Mostly, what you can do is to keep the kids informed its not personal against them their father is not always available and encourage them to talk to him when he can talk to them.
You can help by keeping it together and keeping the kids together.


----------



## lost1234 (Aug 24, 2009)

our children are too young to be told any form of the truth here, if we tell them daddy is staying at grandmas to help himself, or because he is sick, or having hormonal issues they wouldnt understand =(
children are literal. all they are going to see is that daddy is staying at grandmas and not with us...

i have thought about what you have said all day.im sorry that you disagree, it makes more logical sense and would seem to cause no permanent damage if they think he is at work. no, they dont understand the whole concept of work but they do know that all the grown ups they know have to go there. 
I do want to remain married and I am seeing and helping my husband through this by caring for our children and myself.
they see him most days after school and he is here for dinner and homework... most weekends,that is giving them the stability and security they deserve.
it saddens me when they dont want to talk on the phone if my h is having a bad day( with the physical issues), as he doesnt want them to see him like that.
I have good and bad days as this is a lot for any family to endure. let alone make perfect sense of. yes, i get angry sometimes when my husband doesnt understand that our girls want him home more, and that is does have an effect on the no matter what the reason.
i guess that is why i come here to talk, vent and get advice. not to complain, i am only human too and i take it day by day...


----------



## preso (May 1, 2009)

lost1234 said:


> our children are too young to be told any form of the truth ..


I disagree.
You can simplify the truth for them and tell it to them in a way
that deflects the potential for any issues that will effect them negatively.

"Daddy can't be here, but he loves you very much"
"Daddy has been sick and will be home as soon as he can"

You can argue with the facts all you want... it's you who has the problem, not your kids, hopefully you won't make your issues theirs.

As the childrens mother, you can make them accept their fathers phone calls, if even for 30 seconds to let him say hello and that he loves them.


----------



## lost1234 (Aug 24, 2009)

well i wall agree to disagree then,i am not here to debate with anyone. like i said i was looking for suggestions, I am not arguing the facts, i am siply stating them as they are.

we, my husband, myself and a psychiatrist seem to be on the same page, it is youself who is not looking at our whole situation, there are MANY things going on here.
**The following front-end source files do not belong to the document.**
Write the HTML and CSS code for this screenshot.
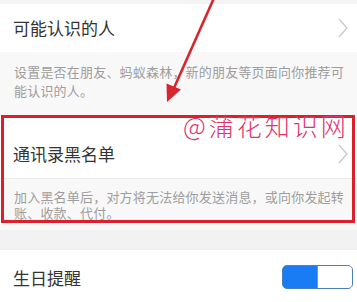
FILE: index.html
```html
<!DOCTYPE html>
<html lang="zh-CN">
<head>
<meta charset="utf-8">
<title>设置</title>
<link rel="stylesheet" href="styles.css">
</head>
<body>
<div class="page">
  <div class="strip"></div>
  <div class="row row-first">
    <span class="title">可能认识的人</span>
    <svg class="chev" width="10" height="20" viewBox="0 0 10 20"><polyline points="1,1 9,10 1,19" fill="none" stroke="#c9c9c9" stroke-width="1.3"/></svg>
  </div>
  <div class="desc desc-first">设置是否在朋友、蚂蚁森林，新的朋友等页面向你推荐可能认识的人。</div>
  <div class="row row-black">
    <span class="title">通讯录黑名单</span>
    <svg class="chev" width="10" height="20" viewBox="0 0 10 20"><polyline points="1,1 9,10 1,19" fill="none" stroke="#c9c9c9" stroke-width="1.3"/></svg>
  </div>
  <div class="desc desc-second">加入黑名单后，对方将无法给你发送消息，或向你发起转账、收款、代付。</div>
  <div class="gap"></div>
  <div class="row row-birthday">
    <span class="title">生日提醒</span>
    <div class="toggle"><div class="knob"></div></div>
  </div>

  <div class="redbox"></div>
  <svg class="arrow" width="357" height="110" viewBox="0 0 357 110">
    <line x1="214" y1="-2" x2="174" y2="88" stroke="#d8262c" stroke-width="2.6"/>
    <polygon points="167,102 181,89.5 166.5,83.5" fill="#d8262c"/>
  </svg>
  <div class="watermark">@蒲花知识网</div>
</div>
</body>
</html>
```

FILE: styles.css
```css
html, body {
  margin: 0;
  padding: 0;
  background: #ffffff;
}
.page {
  position: relative;
  width: 357px;
  height: 302px;
  overflow: hidden;
  font-family: "Noto Sans CJK SC", "Noto Sans", sans-serif;
  background: #ffffff;
}
.strip {
  height: 4px;
  background: #f4f4f4;
}
.row {
  display: flex;
  align-items: center;
  justify-content: space-between;
  padding: 0 9px 0 13px;
  background: #ffffff;
  box-sizing: border-box;
}
.title {
  font-size: 17px;
  color: #333333;
  line-height: 20px;
}
.chev {
  display: block;
}
.row-first {
  height: 48px;
}
.row-black {
  height: 64px;
  padding-top: 15px;
  border-bottom: 1px solid #ececec;
}
.row-birthday {
  height: 56px;
  padding-right: 4px;
}
.desc {
  background: #f8f8f8;
  color: #9d9d9d;
  font-size: 13px;
  letter-spacing: 0.2px;
  line-height: 19px;
  padding: 10px 12px 0 14px;
}
.desc-first {
  height: 53px;
}
.desc-second {
  height: 41px;
  line-height: 16px;
  padding-top: 10px;
}
.gap {
  height: 20px;
  background: #f2f2f2;
}
.toggle {
  width: 71px;
  height: 24px;
  box-sizing: border-box;
  border: 1px solid #4f7fb8;
  border-radius: 5px;
  background: #1a7cf4;
  display: flex;
  justify-content: flex-end;
  margin-top: -2px;
}
.knob {
  width: 35px;
  height: 22px;
  box-sizing: border-box;
  background: #ffffff;
  border-left: 1px solid #7f93a8;
  border-radius: 0 4px 4px 0;
}
.redbox {
  position: absolute;
  left: 1px;
  top: 115px;
  width: 354px;
  height: 108px;
  box-sizing: border-box;
  border: 3px solid #dc1f2b;
}
.arrow {
  position: absolute;
  left: 0;
  top: 0;
}
.watermark {
  position: absolute;
  left: 183px;
  top: 110px;
  font-size: 25px;
  line-height: 30px;
  letter-spacing: 3px;
  color: #e0346a;
  font-weight: 300;
}
```
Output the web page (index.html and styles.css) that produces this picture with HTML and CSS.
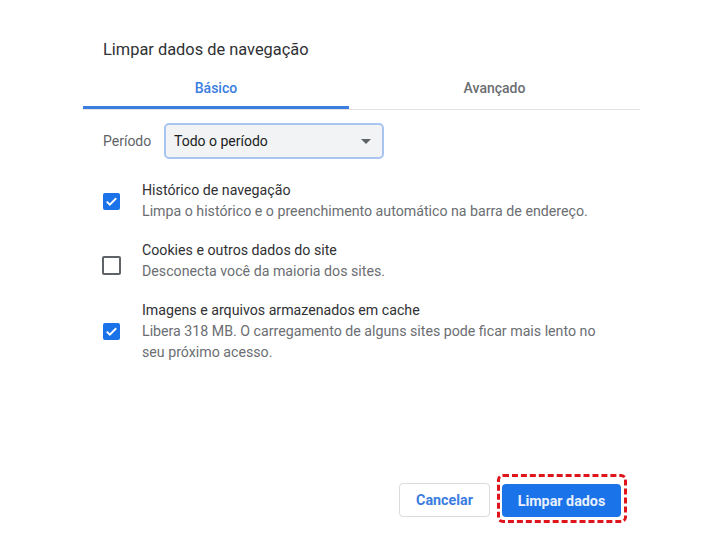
FILE: index.html
```html
<!DOCTYPE html>
<html lang="pt">
<head>
    <meta charset="UTF-8">
    <meta name="viewport" content="width=device-width, initial-scale=1.0">
    <title>Limpar dados de navegação</title>
    <link rel="stylesheet" href="styles.css">
</head>
<body>
    <div class="dialog">
        <h1 class="dialog-title">Limpar dados de navegação</h1>

        <div class="tabs">
            <div class="tab active">Básico</div>
            <div class="tab tab-wide">Avançado</div>
        </div>

        <div class="period-row">
            <span class="period-label">Período</span>
            <div class="select">
                <span>Todo o período</span>
                <span class="select-arrow"></span>
            </div>
        </div>

        <div class="items">
            <div class="item">
                <div class="check-col"><span class="checkbox checked">
                    <svg viewBox="0 0 18 18" width="17" height="17"><path d="M4 9.2l3.2 3.2L14 5.6" fill="none" stroke="#fff" stroke-width="2"/></svg>
                </span></div>
                <div class="item-text">
                    <div class="item-title">Histórico de navegação</div>
                    <div class="item-desc">Limpa o histórico e o preenchimento automático na barra de endereço.</div>
                </div>
            </div>

            <div class="item">
                <div class="check-col"><span class="checkbox unchecked"></span></div>
                <div class="item-text">
                    <div class="item-title">Cookies e outros dados do site</div>
                    <div class="item-desc">Desconecta você da maioria dos sites.</div>
                </div>
            </div>

            <div class="item">
                <div class="check-col"><span class="checkbox checked">
                    <svg viewBox="0 0 18 18" width="17" height="17"><path d="M4 9.2l3.2 3.2L14 5.6" fill="none" stroke="#fff" stroke-width="2"/></svg>
                </span></div>
                <div class="item-text">
                    <div class="item-title">Imagens e arquivos armazenados em cache</div>
                    <div class="item-desc">Libera 318 MB. O carregamento de alguns sites pode ficar mais lento no<br>seu próximo acesso.</div>
                </div>
            </div>
        </div>

        <div class="footer">
            <button class="btn btn-cancel">Cancelar</button>
            <span class="highlight">
                <button class="btn btn-primary">Limpar dados</button>
            </span>
        </div>
    </div>
</body>
</html>
```

FILE: styles.css
```css
* {
    margin: 0;
    padding: 0;
    box-sizing: border-box;
}

body {
    font-family: Roboto, 'Liberation Sans', sans-serif;
    background: #fff;
    color: #202124;
    width: 710px;
    height: 553px;
    overflow: hidden;
}

.dialog {
    margin-left: 83px;
    width: 557px;
    padding-top: 40px;
}

.dialog-title {
    font-size: 16.4px;
    font-weight: 400;
    line-height: 20px;
    color: #303134;
    padding-left: 20px;
}

.tabs {
    display: flex;
    margin-top: 9px;
    border-bottom: 1px solid #e3e3e3;
}

.tab {
    width: 266px;
    text-align: center;
    font-size: 14px;
    font-weight: 500;
    line-height: 20px;
    padding: 9px 0 8px;
    color: #6b6e72;
    border-bottom: 3px solid transparent;
}

.tab-wide {
    width: 291px;
}

.tab.active {
    color: #3b7de0;
    border-bottom-color: #3b7de0;
}

.period-row {
    display: flex;
    align-items: center;
    margin-top: 13px;
    padding-left: 20px;
}

.period-label {
    font-size: 14px;
    color: #5f6368;
    width: 61px;
}

.select {
    width: 220px;
    height: 36px;
    display: flex;
    align-items: center;
    justify-content: space-between;
    padding: 0 11px 0 8px;
    background: #f1f3f4;
    border: 2px solid #a8c4f0;
    border-radius: 5px;
    font-size: 14px;
    color: #202124;
}

.select-arrow {
    width: 0;
    height: 0;
    border-left: 5px solid transparent;
    border-right: 5px solid transparent;
    border-top: 5px solid #5f6368;
}

.items {
    display: flex;
    flex-direction: column;
    gap: 18px;
    margin-top: 21px;
    padding-left: 20px;
}

.item {
    display: flex;
    align-items: center;
}

.check-col {
    width: 39px;
    display: flex;
}

.checkbox {
    width: 17px;
    height: 17px;
    border-radius: 2px;
    display: flex;
    align-items: center;
    justify-content: center;
}

.checkbox.checked {
    background: #1a73e8;
}

.checkbox.unchecked {
    width: 19px;
    height: 19px;
    border: 2.5px solid #5f6368;
    margin-top: 8px;
    margin-left: -1px;
}

.item-text {
    font-size: 14.2px;
    line-height: 21px;
}

.item-title {
    color: #303134;
}

.item-desc {
    color: #6b6e72;
}

.footer {
    display: flex;
    justify-content: flex-end;
    align-items: center;
    gap: 7px;
    margin-top: 111px;
    padding-right: 13px;
}

.btn {
    font-family: Roboto, 'Liberation Sans', sans-serif;
    font-size: 14.3px;
    font-weight: 700;
    border-radius: 4px;
    height: 34px;
}

.btn-cancel {
    width: 91px;
    margin-top: 3px;
    background: #fff;
    border: 1px solid #dadce0;
    color: #3b7de0;
}

.highlight {
    display: flex;
    padding: 7px 3px 3px 2px;
    border: 3px dashed #e0141b;
    border-radius: 6px;
}

.btn-primary {
    width: 119px;
    height: 33px;
    background: #1a73e8;
    border: none;
    color: #e8f0fe;
}
```
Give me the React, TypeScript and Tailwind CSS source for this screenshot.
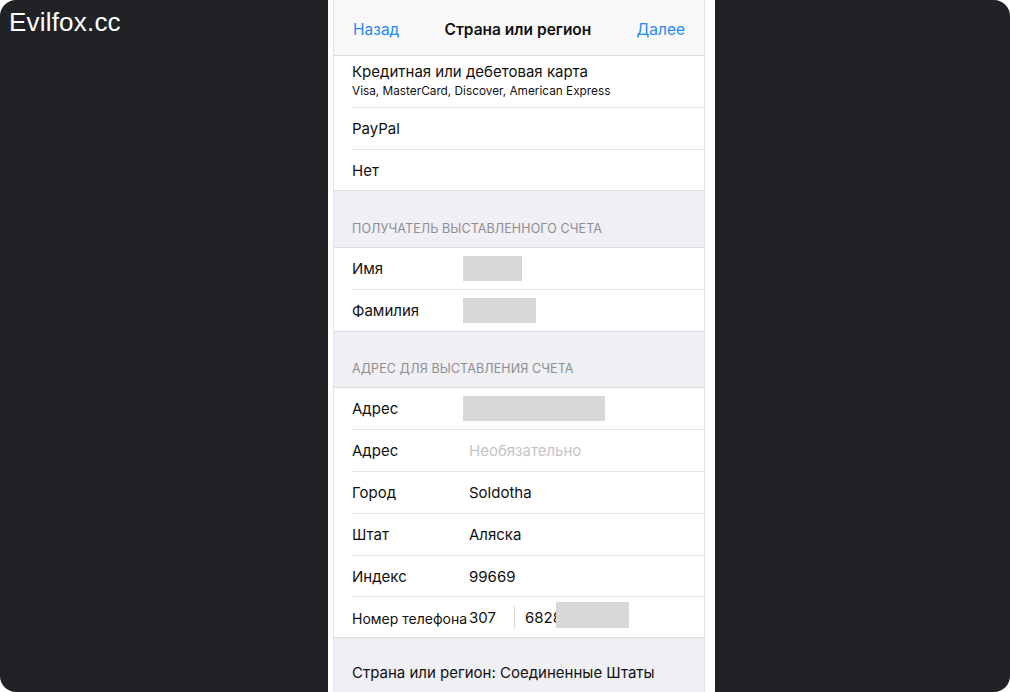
const FONT = "font-['Inter','Noto_Sans',sans-serif]";

function Row({
  label,
  children,
  last = false,
  h = 'h-[42px]',
  small = false,
}: {
  label: string;
  children?: React.ReactNode;
  last?: boolean;
  h?: string;
  small?: boolean;
}) {
  return (
    <div className={`${h} flex shrink-0 ${last ? 'border-b border-[#dcdce0]' : ''}`}>
      <div className={`flex items-center flex-1 ml-[18px] pt-[2px] ${last ? '' : 'border-b border-[#e4e4e8]'}`}>
        <div className={`w-[117px] shrink-0 whitespace-nowrap text-[#111] ${small ? 'text-[14px]' : 'text-[15px]'}`}>
          {label}
        </div>
        {children}
      </div>
    </div>
  );
}

function Redacted({ w }: { w: string }) {
  return <div className={`${w} h-[25px] -ml-[6px] -mt-[2px] bg-[#d8d8d8]`} />;
}

function Section({ title, h }: { title: string; h: string }) {
  return (
    <div className={`${h} shrink-0 bg-[#efeff4] border-b border-[#dcdce0] flex items-end pb-[8px] pl-[18px]`}>
      <span className="text-[12.5px] text-[#8e8e93] tracking-[0.1px]">{title}</span>
    </div>
  );
}

export default function App() {
  return (
    <div className={`w-[1010px] h-[692px] bg-white ${FONT}`}>
      <div className="relative w-full h-full rounded-2xl bg-[#212226] overflow-hidden flex pl-[328px]">
        <div className="absolute left-[9px] top-[3px] text-white text-[26px] font-['Liberation_Sans',sans-serif] tracking-[0.2px]">
          Evilfox.cc
        </div>

        <div className="w-[387px] h-full bg-white pl-[5px] pr-[10px]">
          <div className="h-full flex flex-col border-x border-[#e3e3e6] overflow-hidden">
            {/* Nav bar */}
            <div className="h-[56px] shrink-0 bg-[#f8f8f8] border-b border-[#dcdce0] flex items-center justify-between px-[19px] pt-[4px]">
              <span className="text-[15.5px] text-[#2589f0]">Назад</span>
              <span className="text-[15.5px] font-semibold text-[#111]">Страна или регион</span>
              <span className="text-[15.5px] text-[#2589f0]">Далее</span>
            </div>

            {/* Payment options */}
            <div className="h-[52px] shrink-0 flex">
              <div className="flex-1 ml-[18px] border-b border-[#e4e4e8] flex flex-col justify-center pb-[2px]">
                <span className="text-[15px] text-[#111] leading-[20px]">Кредитная или дебетовая карта</span>
                <span className="text-[11.8px] text-[#111] leading-[16px] mt-[1px]">
                  Visa, MasterCard, Discover, American Express
                </span>
              </div>
            </div>
            <Row label="PayPal" />
            <Row label="Нет" last h="h-[41px]" />

            <Section title="ПОЛУЧАТЕЛЬ ВЫСТАВЛЕННОГО СЧЕТА" h="h-[57px]" />
            <Row label="Имя">
              <Redacted w="w-[59px]" />
            </Row>
            <Row label="Фамилия" last>
              <Redacted w="w-[73px]" />
            </Row>

            <Section title="АДРЕС ДЛЯ ВЫСТАВЛЕНИЯ СЧЕТА" h="h-[56px]" />
            <Row label="Адрес">
              <Redacted w="w-[142px]" />
            </Row>
            <Row label="Адрес">
              <span className="text-[15px] text-[#c4c4c8]">Необязательно</span>
            </Row>
            <Row label="Город">
              <span className="text-[15px] text-[#111]">Soldotha</span>
            </Row>
            <Row label="Штат">
              <span className="text-[15px] text-[#111]">Аляска</span>
            </Row>
            <Row label="Индекс" h="h-[41px]">
              <span className="text-[15px] text-[#111]">99669</span>
            </Row>
            <Row label="Номер телефона" last h="h-[41px]" small>
              <span className="w-[45px] text-[15px] text-[#111]">307</span>
              <div className="w-px h-[23px] -mt-[2px] bg-[#dcdce0] mr-[10px]" />
              <span className="relative text-[15px] text-[#111]">
                6828
                <span className="absolute left-[31px] top-[-5px] w-[73px] h-[26px] bg-[#d8d8d8]" />
              </span>
            </Row>

            <div className="flex-1 bg-[#efeff4] pl-[18px] pt-[22px]">
              <span className="text-[15px] text-[#111]">Страна или регион: Соединенные Штаты</span>
            </div>
          </div>
        </div>
      </div>
    </div>
  );
}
I am sorry to sound rude.

it was not myself that had a problem...it is my husband which in turn is making it a problem for myself and my children. right now he has no control over it so i am doing what i need to do to keep things as normal for our daughters as i can. which does not include telling them daddy is sick, and cant be here right now...like i said he is here for for the most part on a daily basis, sometimes days at a time, that is what they are used to and we do this to not disrupt their security and stability.
I do make them accept phone calls , as i said it is breaking my heart not theirs...most days they call him too, this is also what they know to be normal...

what I cant and wont do is argue my situation with you...my husband is ill and taking the necessary steps to get better...i am supporting him. i listen and support, thats all i can do for him.

it seems that you are attacking me...I didnt ask for this i am only trying to get through it...


----------